Most of us trawl through this morass knowing that it will not get better, knowing there is no other option and well aware that, except for the precious few, there is just another dull, repetitive tomorrow.

We reward those that convince us to forget for a few moments with riches and largesse beyond our ability to comprehend - sportsmen, actors, models and the like - yet we forget that they do relatively little. The emancipation lies within us all: we free ourselves when we find joy, happiness, love, friendship, humour.... whether through them or elsewhere.

So, given that we have the means to free ourselves - even if only briefly - why do we consent to remain trapped within the tedium? The world has been building up the myths of society for hundreds, thousands of years, and the few - the precious few - that can influence the situation easily would like to keep us that way, in order to remain in their privelege.

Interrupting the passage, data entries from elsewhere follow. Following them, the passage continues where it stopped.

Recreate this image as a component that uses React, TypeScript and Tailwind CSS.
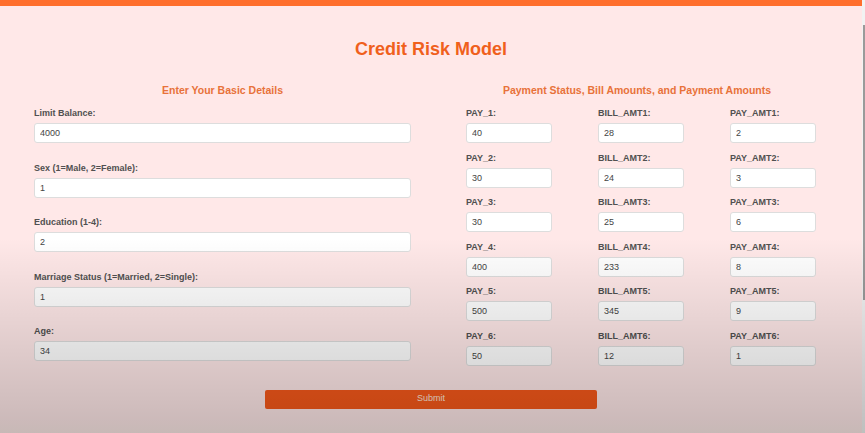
import React from "react";

const basic = [
  { label: "Limit Balance:", value: "4000" },
  { label: "Sex (1=Male, 2=Female):", value: "1" },
  { label: "Education (1-4):", value: "2" },
  { label: "Marriage Status (1=Married, 2=Single):", value: "1" },
  { label: "Age:", value: "34" },
];

const pay = ["40", "30", "30", "400", "500", "50"];
const bill = ["28", "24", "25", "233", "345", "12"];
const payAmt = ["2", "3", "6", "8", "9", "1"];

function Field({ label, value, w }: { label: string; value: string; w: string }) {
  return (
    <div className="flex flex-col">
      <label className="h-[12px] text-[9px] font-bold leading-[12px] text-[#505050]">{label}</label>
      <input
        readOnly
        value={value}
        className={`mt-[4px] h-[20px] ${w} rounded-[3px] border border-[#ddd] bg-white px-[5px] text-[9px] text-[#444] outline-none`}
      />
    </div>
  );
}

export default function App() {
  const rows = pay.map((p, i) => [
    { label: `PAY_${i + 1}:`, value: p },
    { label: `BILL_AMT${i + 1}:`, value: bill[i] },
    { label: `PAY_AMT${i + 1}:`, value: payAmt[i] },
  ]);

  return (
    <div
      className="relative flex h-[433px] w-[865px] overflow-hidden bg-[#ffe8e8]"
      style={{ fontFamily: '"Liberation Sans", Arial, sans-serif' }}
    >
      <div className="flex w-[862px] flex-col">
        <div className="h-[6px] bg-[#ff6e2c]" />
        <h1 className="mt-[32px] text-center text-[18px] font-bold leading-[22px] text-[#f0601c]">
          Credit Risk Model
        </h1>

        <div className="mt-[23px] flex">
          <div className="ml-[34px] w-[377px]">
            <h2 className="mb-[10px] text-center text-[10.5px] font-bold leading-[14px] text-[#e8723a]">
              Enter Your Basic Details
            </h2>
            <div className="flex flex-col gap-[18.5px]">
              {basic.map((f) => (
                <Field key={f.label} label={f.label} value={f.value} w="w-full" />
              ))}
            </div>
          </div>

          <div className="ml-[55px] w-[350px]">
            <h2 className="mb-[10px] pr-[8px] text-center text-[10.5px] font-bold leading-[14px] text-[#e8723a]">
              Payment Status, Bill Amounts, and Payment Amounts
            </h2>
            <div className="grid grid-cols-[86px_86px_86px] gap-x-[46px] gap-y-[8.5px]">
              {rows.flat().map((f) => (
                <Field key={f.label} label={f.label} value={f.value} w="w-[86px]" />
              ))}
            </div>
          </div>
        </div>

        <div className="mt-[24px] flex justify-center">
          <button className="h-[19px] w-[332px] rounded-[2px] bg-[#f5581a] text-[9px] text-[#ffe6d8]">
            Submit
          </button>
        </div>
      </div>

      <div className="flex w-[3px] flex-col bg-[#f2f2f2]">
        <div className="ml-[1px] mt-[25px] h-[275px] w-[2px] bg-[#9a9a9a]" />
      </div>

      <div className="pointer-events-none absolute inset-0 bg-[linear-gradient(to_bottom,transparent_0%,transparent_55%,rgba(0,0,0,0.12)_80%,rgba(0,0,0,0.2)_97%,rgba(40,50,40,0.26)_100%)]" />
    </div>
  );
}
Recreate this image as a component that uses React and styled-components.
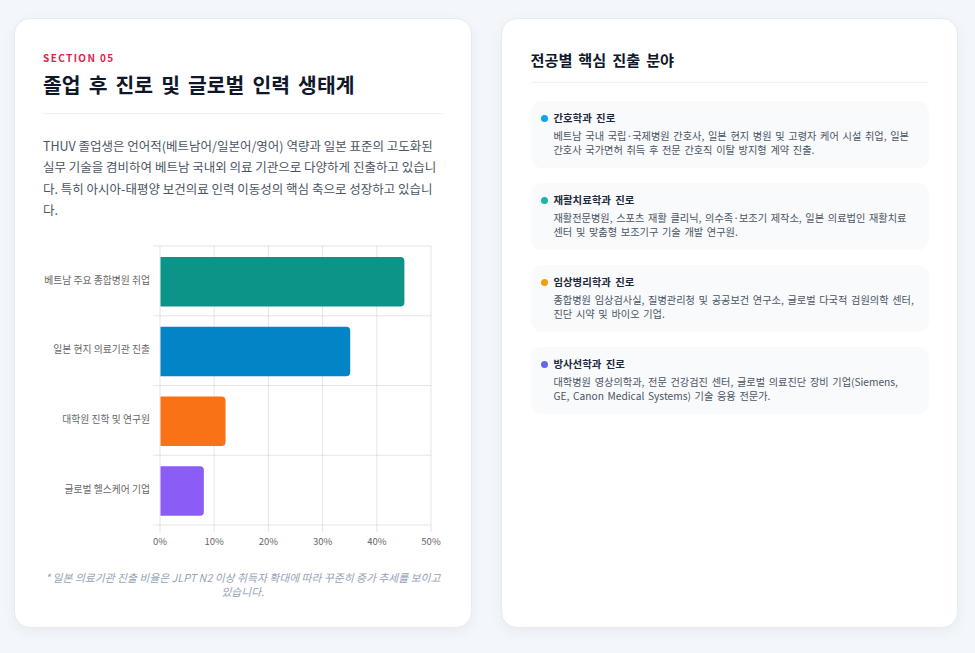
import styled, { createGlobalStyle } from "styled-components";

const GlobalStyle = createGlobalStyle`
  * {
    box-sizing: border-box;
  }

  body {
    margin: 0;
    background: #f3f6fa;
    font-family: "Noto Sans CJK KR", "Noto Sans", sans-serif;
    color: #0f172a;
  }
`;

const Page = styled.main`
  display: grid;
  grid-template-columns: 1fr 1fr;
  gap: 29px;
  padding: 18px 17px 27px 14px;
`;

const Card = styled.section`
  background: #fff;
  border: 1px solid #e6ebf1;
  border-radius: 16px;
  box-shadow: 0 4px 14px rgba(15, 23, 42, 0.05);
  padding: ${(p) => (p.$side ? "29px 28px 28px 29px" : "32px 28px 29px 28px")};
  display: flex;
  flex-direction: column;
`;

const SectionLabel = styled.p`
  margin: 0;
  font-size: 10px;
  line-height: 14px;
  font-weight: 700;
  letter-spacing: 1.4px;
  color: #e11d48;
`;

const Title = styled.h2`
  margin: 4px 0 0;
  font-size: 20.4px;
  line-height: 30px;
  font-weight: 700;
  word-spacing: 3.5px;
  color: #0f172a;
`;

const SideTitle = styled.h3`
  margin: 0;
  font-size: 15.2px;
  line-height: 22px;
  font-weight: 700;
  word-spacing: 2.5px;
  color: #0f172a;
`;

const Divider = styled.hr`
  border: 0;
  height: 1px;
  background: #edf1f6;
  margin: ${(p) => p.$space || "14px 0 21px"};
`;

const Lead = styled.p`
  margin: 0;
  font-size: 12.5px;
  line-height: 21.3px;
  color: #4b5563;
`;

const ChartWrap = styled.div`
  margin-top: 20px;
  height: 310px;

  svg {
    display: block;
  }

  text {
    font-family: "Noto Sans CJK KR", "Noto Sans", sans-serif;
    font-size: 9.5px;
    fill: #666;
  }

  .category {
    font-size: 9.8px;
  }
`;

const Footnote = styled.p`
  margin: 20px 0 0;
  font-size: 10.8px;
  line-height: 14px;
  font-style: italic;
  text-align: center;
  color: #94a3b8;
`;

const CareerList = styled.div`
  display: flex;
  flex-direction: column;
  gap: 15px;
`;

const CareerItem = styled.div`
  background: #f8fafc;
  border-radius: 11px;
  padding: 9px 12px 11px 10px;
`;

const ItemHead = styled.div`
  display: flex;
  align-items: center;
  gap: 6px;
`;

const Dot = styled.span`
  width: 7px;
  height: 7px;
  border-radius: 50%;
  background: ${(p) => p.$color};
  flex-shrink: 0;
`;

const ItemTitle = styled.h4`
  margin: 0;
  font-size: 10.4px;
  line-height: 16px;
  font-weight: 700;
  word-spacing: 2px;
  color: #1e293b;
`;

const ItemDesc = styled.p`
  margin: 3px 0 0 13px;
  font-size: 10.2px;
  line-height: 14px;
  word-spacing: 1.4px;
  color: #4b5563;
`;

const outcomes = [
  { label: "베트남 주요 종합병원 취업", value: 45, color: "#0d9488" },
  { label: "일본 현지 의료기관 진출", value: 35, color: "#0284c7" },
  { label: "대학원 진학 및 연구원", value: 12, color: "#f97316" },
  { label: "글로벌 헬스케어 기업", value: 8, color: "#8b5cf6" },
];

const careers = [
  {
    title: "간호학과 진로",
    color: "#0ea5e9",
    desc: "베트남 국내 국립·국제병원 간호사, 일본 현지 병원 및 고령자 케어 시설 취업, 일본 간호사 국가면허 취득 후 전문 간호직 이탈 방지형 계약 진출.",
  },
  {
    title: "재활치료학과 진로",
    color: "#14b8a6",
    desc: "재활전문병원, 스포츠 재활 클리닉, 의수족·보조기 제작소, 일본 의료법인 재활치료 센터 및 맞춤형 보조기구 기술 개발 연구원.",
  },
  {
    title: "임상병리학과 진로",
    color: "#f59e0b",
    desc: "종합병원 임상검사실, 질병관리청 및 공공보건 연구소, 글로벌 다국적 검원의학 센터, 진단 시약 및 바이오 기업.",
  },
  {
    title: "방사선학과 진로",
    color: "#6366f1",
    desc: "대학병원 영상의학과, 전문 건강검진 센터, 글로벌 의료진단 장비 기업(Siemens, GE, Canon Medical Systems) 기술 응용 전문가.",
  },
];

// horizontal bar chart, drawn like the chart.js canvas it came from
function OutcomeChart() {
  const left = 117;
  const top = 6;
  const step = 54.2; // px per 10%
  const row = 69.75;
  const bottom = top + row * outcomes.length;
  const grid = "rgba(0,0,0,0.1)";

  return (
    <ChartWrap>
      <svg width="399" height="310" viewBox="0 0 399 310">
        {[0, 1, 2, 3, 4, 5].map((i) => (
          <line
            key={"v" + i}
            x1={left + i * step}
            x2={left + i * step}
            y1={top}
            y2={bottom + 7}
            stroke={grid}
            strokeWidth="1"
          />
        ))}
        {[0, 1, 2, 3, 4].map((j) => (
          <line
            key={"h" + j}
            x1={left - 7}
            x2={left + 5 * step}
            y1={top + j * row}
            y2={top + j * row}
            stroke={grid}
            strokeWidth="1"
          />
        ))}
        {outcomes.map((o, j) => {
          const y = top + j * row + 11;
          const h = 49.5;
          const w = (o.value / 10) * step;
          const r = 4;
          const x = left + 0.5;
          return (
            <g key={o.label}>
              <path
                d={`M${x} ${y} H${x + w - r} Q${x + w} ${y} ${x + w} ${y + r} V${y + h - r} Q${x + w} ${y + h} ${x + w - r} ${y + h} H${x} Z`}
                fill={o.color}
              />
              <text
                className="category"
                x={left - 10}
                y={top + j * row + row / 2}
                textAnchor="end"
                dominantBaseline="middle"
              >
                {o.label}
              </text>
            </g>
          );
        })}
        {[0, 1, 2, 3, 4, 5].map((i) => (
          <text
            key={"t" + i}
            x={left + i * step}
            y={bottom + 17}
            textAnchor="middle"
            dominantBaseline="middle"
          >
            {i * 10}%
          </text>
        ))}
      </svg>
    </ChartWrap>
  );
}

export default function App() {
  return (
    <>
      <GlobalStyle />
      <Page>
        <Card>
          <SectionLabel>SECTION 05</SectionLabel>
          <Title>졸업 후 진로 및 글로벌 인력 생태계</Title>
          <Divider />
          <Lead>
            THUV 졸업생은 언어적(베트남어/일본어/영어) 역량과 일본 표준의 고도화된
            실무 기술을 겸비하여 베트남 국내외 의료 기관으로 다양하게 진출하고
            있습니다. 특히 아시아-태평양 보건의료 인력 이동성의 핵심 축으로
            성장하고 있습니다.
          </Lead>
          <OutcomeChart />
          <Footnote>
            * 일본 의료기관 진출 비율은 JLPT N2 이상 취득자 확대에 따라 꾸준히 증가
            추세를 보이고 있습니다.
          </Footnote>
        </Card>

        <Card $side>
          <SideTitle>전공별 핵심 진출 분야</SideTitle>
          <Divider $space="12px 0 18px" />
          <CareerList>
            {careers.map((c) => (
              <CareerItem key={c.title}>
                <ItemHead>
                  <Dot $color={c.color} />
                  <ItemTitle>{c.title}</ItemTitle>
                </ItemHead>
                <ItemDesc>{c.desc}</ItemDesc>
              </CareerItem>
            ))}
          </CareerList>
        </Card>
      </Page>
    </>
  );
}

It is this ennui that divides man from beast, that draws a line between sentient and otherwise - not merely boredom, but the understanding that the structure could be different, that there are better possibilities. Animals have memory, but we have imagination to know that tomorrow is coming.

Imagination, at its core, has the property of creation - it is the conclusion without concept or precept, spontaneous generation of thought, which gives rise to an understanding of purely conceptual ideas. A dog may understand a list of poor behaviours, but does not intrinsically comprehend 'bad' however; it simply learns to associate undesirable acts - undesirable to its owner - with punishment, and therefore desists. Man, on the other hand, can empathise, can sympathise, and can predict a given response judging an action from an arbitrary point of view. This dispassionate perspective, this idea of 'justice' is the benchmark - that which can look at its own situation and decry 'this is not fair' is sentient, and that which cannot, is not.

Given that, then, it is this tedious life that reveals our nature, should we not accept it? Sentient nature is revealed not just in despair, but in all abstracts - Justice, honour and equality, perhaps, but art, creativity, hope... Sentience should not be a consolation to be driven to, but a nature to be held up to the light and admired for the wonder it is.